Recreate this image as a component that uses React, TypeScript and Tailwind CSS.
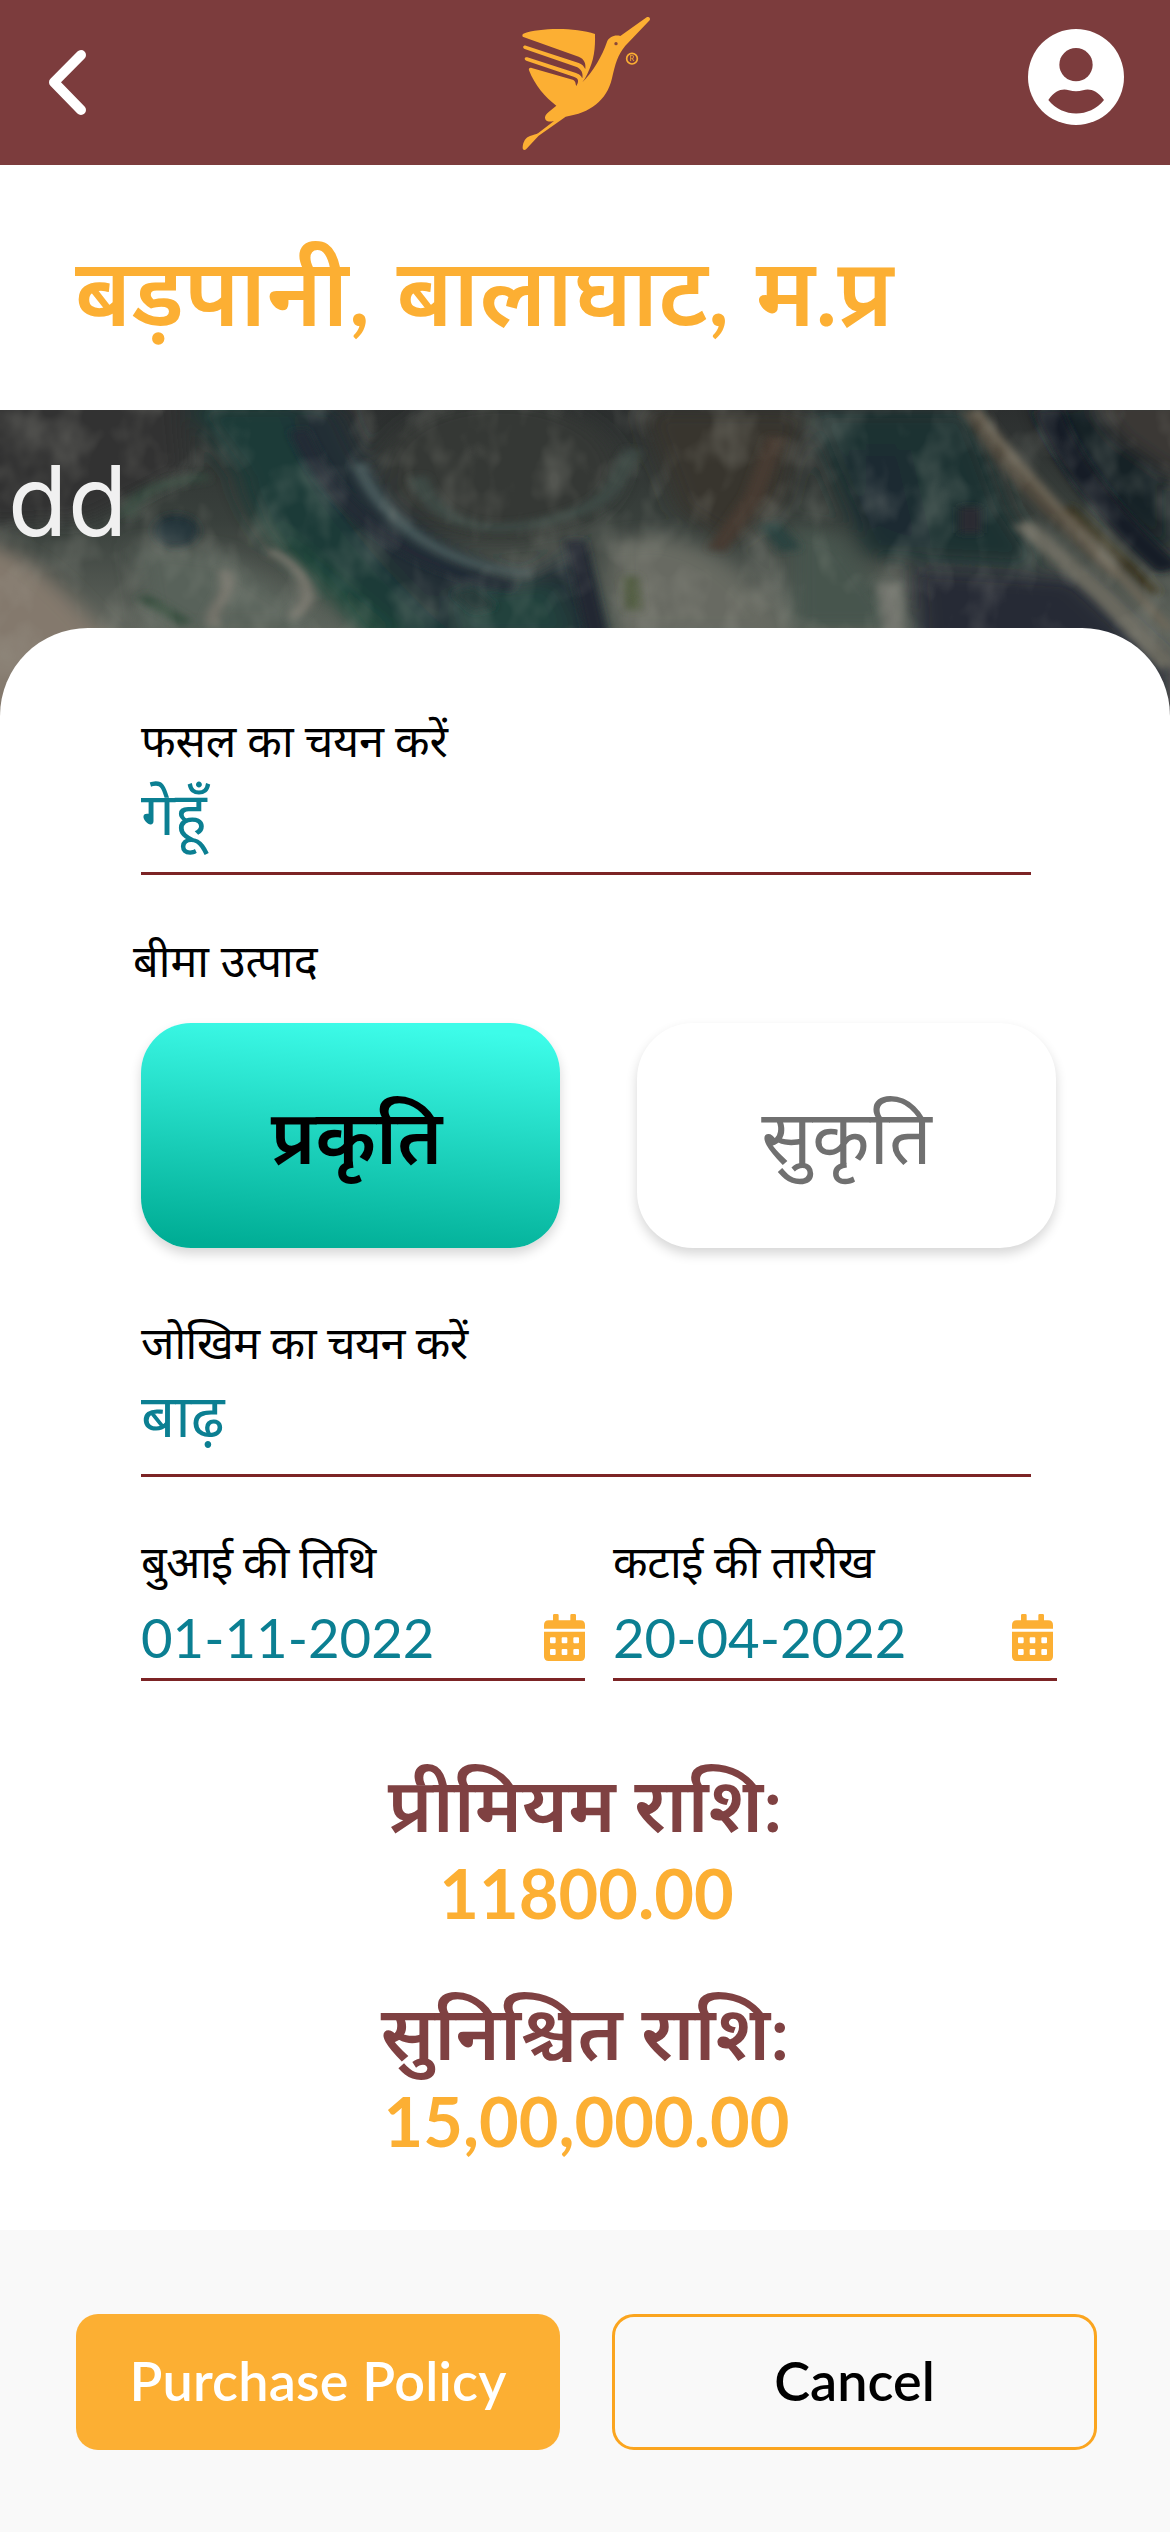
import React from "react";

function Bird() {
  return (
    <svg className="h-[165px] w-[220px]" viewBox="0 0 660 495" fill="#fcaf33">
      <path d="M130 101 C180 83 285 82 345 102 C346 145 343 180 322 222 C317 233 312 240 307 247 C338 217 368 165 380 128 C387 109 405 104 421 108 L500 52 C506 48 513 54 509 61 L436 137 C413 165 406 191 396 235 C380 303 330 339 257 350 L176 407 L139 447 C133 453 127 449 128 441 C129 426 137 412 150 408 C160 404 168 404 175 399 L222 363 C208 366 195 366 195 352 C196 345 200 342 206 336 L229 317 C196 293 164 255 147 211 C145 206 149 202 155 204 L278 239 C288 242 286 252 289 258 L293 250 C297 238 291 233 281 230 L139 182 C131 178 134 169 142 172 L288 219 C302 224 304 230 307 235 C310 219 304 206 288 200 L134 147 C126 143 130 134 138 137 L294 188 C310 193 312 201 316 207 C318 190 313 177 296 170 L130 111 C126 109 126 104 130 101Z" />
      <circle cx="408" cy="131" r="5" fill="#8a4838" />
      <circle cx="456" cy="176" r="16" fill="none" stroke="#fcaf33" strokeWidth="5" />
      <text x="456" y="184" textAnchor="middle" fontSize="23" fontWeight="700" fontFamily="Lato, sans-serif" opacity="0.8">R</text>
    </svg>
  );
}

function Account() {
  return (
    <svg className="h-[96px] w-[96px]" viewBox="0 0 288 288">
      <circle cx="144" cy="144" r="144" fill="#fff" />
      <circle cx="144" cy="107" r="50" fill="#7c3c3d" />
      <path d="M61 213 C82 183 104 178 123 184 C137 188 151 188 165 184 C184 178 206 183 228 213 C184 267 105 267 61 213Z" fill="#7c3c3d" />
    </svg>
  );
}

function Calendar() {
  return (
    <svg className="h-[47px] w-[41px]" viewBox="0 0 123 141" fill="#fcaf33">
      <path d="M0 44V33Q0 19 14 19H27V4Q27 0 31 0H40Q44 0 44 4V19H79V4Q79 0 83 0H92Q96 0 96 4V19H109Q123 19 123 33V44Z" />
      <path fillRule="evenodd" d="M0 53H123V127Q123 141 109 141H14Q0 141 0 127ZM21 70H32Q35 70 35 73V84Q35 88 32 88H21Q18 88 18 84V73Q18 70 21 70ZM56 70H67Q70 70 70 73V84Q70 88 67 88H56Q53 88 53 84V73Q53 70 56 70ZM91 70H102Q105 70 105 73V84Q105 88 102 88H91Q88 88 88 84V73Q88 70 91 70ZM21 105H32Q35 105 35 108V119Q35 123 32 123H21Q18 123 18 119V108Q18 105 21 105ZM56 105H67Q70 105 70 108V119Q70 123 67 123H56Q53 123 53 119V108Q53 105 56 105ZM91 105H102Q105 105 105 108V119Q105 123 102 123H91Q88 123 88 119V108Q88 105 91 105Z" />
    </svg>
  );
}

function Terrain() {
  return (
    <svg className="absolute inset-0 h-full w-full" viewBox="0 0 1568 960" preserveAspectRatio="none">
      <defs>
        <linearGradient id="base" x1="0" y1="0" x2="0" y2="1">
          <stop offset="0" stopColor="#2c2f2f" />
          <stop offset="0.35" stopColor="#39403c" />
          <stop offset="0.7" stopColor="#62675f" />
          <stop offset="1" stopColor="#77746a" />
        </linearGradient>
        <filter id="soft" x="-30%" y="-30%" width="160%" height="160%">
          <feGaussianBlur stdDeviation="16 26" />
        </filter>
        <filter id="fine" x="-30%" y="-30%" width="160%" height="160%">
          <feGaussianBlur stdDeviation="6 11" />
        </filter>
        <filter id="grain" x="0" y="0" width="100%" height="100%">
          <feTurbulence type="fractalNoise" baseFrequency="0.018 0.006" numOctaves="3" seed="8" />
          <feColorMatrix values="0 0 0 0 0.42  0 0 0 0 0.42  0 0 0 0 0.36  2.4 0 0 0 -1.05" />
        </filter>
      </defs>
      <rect width="1568" height="960" fill="url(#base)" />
      <g filter="url(#soft)">
        <path d="M-60 380 C20 400 60 470 150 700 L60 1000 H-60Z" fill="#84796d" />
        <path d="M-40 -40 H240 L250 180 L120 330 L-40 350Z" fill="#303232" />
        <path d="M250 -20 H440 C440 120 500 330 590 480 C650 560 720 560 770 400 L830 700 H490 C440 520 330 380 320 200Z" fill="#1f3a37" />
        <path d="M340 300 L540 680 H490 C440 540 370 450 340 300Z" fill="#214c3c" />
        <path d="M390 0 H460 C480 160 560 420 700 510 L770 420 L800 700 H620 C520 500 420 260 390 0Z" fill="#232d36" />
        <path d="M600 560 L740 520 L770 680 H620Z" fill="#24423d" />
        <ellipse cx="670" cy="180" rx="160" ry="210" fill="#343936" />
        <path d="M860 0 H1080 L1050 280 L980 400 L910 300Z" fill="#38342e" />
        <path d="M820 400 C900 330 1000 440 1060 680 H820Z" fill="#676b62" />
        <path d="M1060 340 L1130 380 L1220 660 H1060Z" fill="#46544e" />
        <path d="M1080 0 H1300 L1350 300 L1400 470 L1160 440Z" fill="#1c3230" />
        <path d="M1150 120 L1210 120 L1240 420 L1150 340Z" fill="#1c2a33" />
        <path d="M1220 470 L1440 500 L1568 760 L1568 1000 L1230 720Z" fill="#262a36" />
        <path d="M1390 -20 H1568 V450 C1500 330 1420 160 1390 -20Z" fill="#192226" />
        <path d="M1460 -40 H1600 V240 L1500 80Z" fill="#3b3735" />
        <path d="M180 400 L300 430 L460 660 H200Z" fill="#59625a" />
      </g>
      <g filter="url(#fine)" fill="none">
        <path d="M170 320 C180 230 240 210 280 200" stroke="#36463c" strokeWidth="24" />
        <ellipse cx="236" cy="362" rx="30" ry="48" fill="#1e2d36" />
        <path d="M480 160 C510 330 590 470 710 490" stroke="#46585a" strokeWidth="20" />
        <path d="M560 200 C580 330 640 390 740 330 S820 200 850 120" stroke="#3e4a45" strokeWidth="26" />
        <path d="M400 60 C440 270 540 480 690 530" stroke="#222b36" strokeWidth="26" />
        <path d="M360 420 C410 470 430 580 390 620 M300 480 C320 560 270 600 290 650" stroke="#75736a" strokeWidth="18" />
        <path d="M190 560 L250 640" stroke="#37503f" strokeWidth="20" />
        <path d="M770 390 L800 680" stroke="#202833" strokeWidth="28" />
        <path d="M1300 0 C1340 170 1420 330 1500 500" stroke="#4f483c" strokeWidth="22" />
        <path d="M1310 0 C1360 160 1420 290 1470 420 L1568 660" stroke="#6f6759" strokeWidth="12" />
        <path d="M1370 340 L1480 560 L1568 770" stroke="#6a695f" strokeWidth="30" />
        <path d="M1405 0 C1430 160 1500 350 1568 480" stroke="#141e26" strokeWidth="38" />
        <path d="M1430 290 L1550 550" stroke="#39331f" strokeWidth="16" />
        <path d="M1040 80 L1010 260 L960 420" stroke="#463b31" strokeWidth="26" />
        <path d="M1030 340 L1060 420" stroke="#29433f" strokeWidth="30" />
        <path d="M1300 290 V370" stroke="#2c2930" strokeWidth="30" />
        <path d="M620 540 L650 600" stroke="#1f3330" strokeWidth="36" />
        <path d="M845 500 L850 600" stroke="#505a41" strokeWidth="22" />
        <path d="M1190 520 L1200 680" stroke="#6c6e68" strokeWidth="30" />
      </g>
      <rect width="1568" height="960" filter="url(#grain)" opacity="0.25" />
    </svg>
  );
}

const labelBase = "h-[66px] text-[45px] leading-[62px] text-black ";

function Select({ label, value, tracking }: { label: string; value: string; tracking: string }) {
  return (
    <div className="flex h-[166px] w-[890px] flex-col border-b-[3px] border-[#7c2425]">
      <div className={labelBase + tracking}>{label}</div>
      <div className="h-[84px] text-[60px] leading-[74px] text-[#0b7f92]">{value}</div>
    </div>
  );
}

function DateField({ label, value, tracking, iconPad }: { label: string; value: string; tracking: string; iconPad: string }) {
  return (
    <div className="h-[151px] w-[444px] border-b-[3px] border-[#7c2425]">
      <div className={labelBase + tracking}>{label}</div>
      <div className={"flex h-[82px] items-center justify-between " + iconPad}>
        <span className="text-[54.5px] leading-[80px] text-[#0b7f92]">{value}</span>
        <Calendar />
      </div>
    </div>
  );
}

function Amount({ label, value }: { label: string; value: string }) {
  return (
    <div className="flex h-[228px] flex-col items-center">
      <div className="h-[90px] text-[75px] font-semibold leading-[91px] text-[#7f4142]">{label}</div>
      <div className="h-[90px] pl-[3px] text-[68.5px] font-bold leading-[90px] text-[#fcaf33]">{value}</div>
    </div>
  );
}

export default function App() {
  return (
    <div className="flex h-[2532px] w-[1170px] flex-col overflow-hidden bg-white font-['Lato','Noto_Sans_Devanagari','Noto_Sans',sans-serif]">
      <header className="flex h-[165px] shrink-0 justify-between bg-[#7c3c3d] pl-[49px] pr-[47px]">
        <svg className="mt-[50px] h-[65px] w-[37px]" viewBox="0 0 111 195" fill="none">
          <path d="M96 15 L15 97 L96 180" stroke="#fff" strokeWidth="30" strokeLinecap="round" strokeLinejoin="round" />
        </svg>
        <div className="ml-[66px]"><Bird /></div>
        <div className="-mr-[1px] mt-[29px]"><Account /></div>
      </header>
      <div className="h-[245px] shrink-0 pl-[75px] pt-[60px]">
        <h1 className="text-[94px] font-semibold leading-[130px] text-[#fcaf33] [word-spacing:3px]">बड़पानी, बालाघाट, म.प्र</h1>
      </div>
      <div className="relative h-[320px] shrink-0 overflow-hidden bg-[#3a403c]">
        <Terrain />
        <div className="relative pl-[8px] pt-[31px] font-['Inter',sans-serif] text-[97px] font-normal leading-[120px] tracking-[0.5px] text-[#f0f0f0]">dd</div>
      </div>
      <main className="relative -mt-[102px] h-[1602px] shrink-0 rounded-t-[88px] bg-white pt-[81px]">
        <div className="pl-[141px]">
          <Select label="फसल का चयन करें" value="गेहूँ" tracking="tracking-[-0.2px]" />
          <div className={labelBase + "-ml-[8px] mt-[54px] tracking-[0.1px]"}>बीमा उत्पाद</div>
          <div className="mt-[28px] flex gap-[77px]">
            <button className="h-[225px] w-[419px] rounded-[50px] bg-[linear-gradient(5deg,#00ad95_4%,#3dfce9_94%)] pb-[2px] pl-[12px] text-[75px] font-semibold leading-[100px] text-black shadow-[0_6px_12px_rgba(0,0,0,0.16)]">प्रकृति</button>
            <button className="h-[225px] w-[419px] rounded-[56px] bg-white pb-[2px] text-[75px] leading-[100px] text-[#707070] shadow-[0_6px_12px_rgba(0,0,0,0.16)]">सुकृति</button>
          </div>
          <div className="mt-[63px]">
            <Select label="जोखिम का चयन करें" value="बाढ़" tracking="tracking-[-0.6px]" />
          </div>
          <div className="mt-[53px] flex gap-[28px]">
            <DateField label="बुआई की तिथि" value="01-11-2022" tracking="tracking-[-0.8px]" iconPad="pr-0" />
            <DateField label="कटाई की तारीख" value="20-04-2022" tracking="tracking-[-0.35px]" iconPad="pr-[4px]" />
          </div>
        </div>
        <div className="mt-[77px]">
          <Amount label="प्रीमियम राशि:" value="11800.00" />
          <Amount label="सुनिश्चित राशि:" value="15,00,000.00" />
        </div>
      </main>
      <footer className="flex h-[302px] shrink-0 gap-[52px] bg-[#f9f9f9] pl-[76px] pt-[84px]">
        <button className="h-[136px] w-[484px] rounded-[22px] bg-[#fcaf33] pb-[3px] text-[54px] font-semibold tracking-[0.2px] text-white">Purchase Policy</button>
        <button className="h-[136px] w-[485px] rounded-[22px] border-[3px] border-[#fba51f] pb-[3px] text-[54px] font-semibold text-black">Cancel</button>
      </footer>
    </div>
  );
}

++++++++++

Pull out every line above that holds the word "React".

Recreate this image as a component that uses React, TypeScript and Tailwind CSS.
import React from "react";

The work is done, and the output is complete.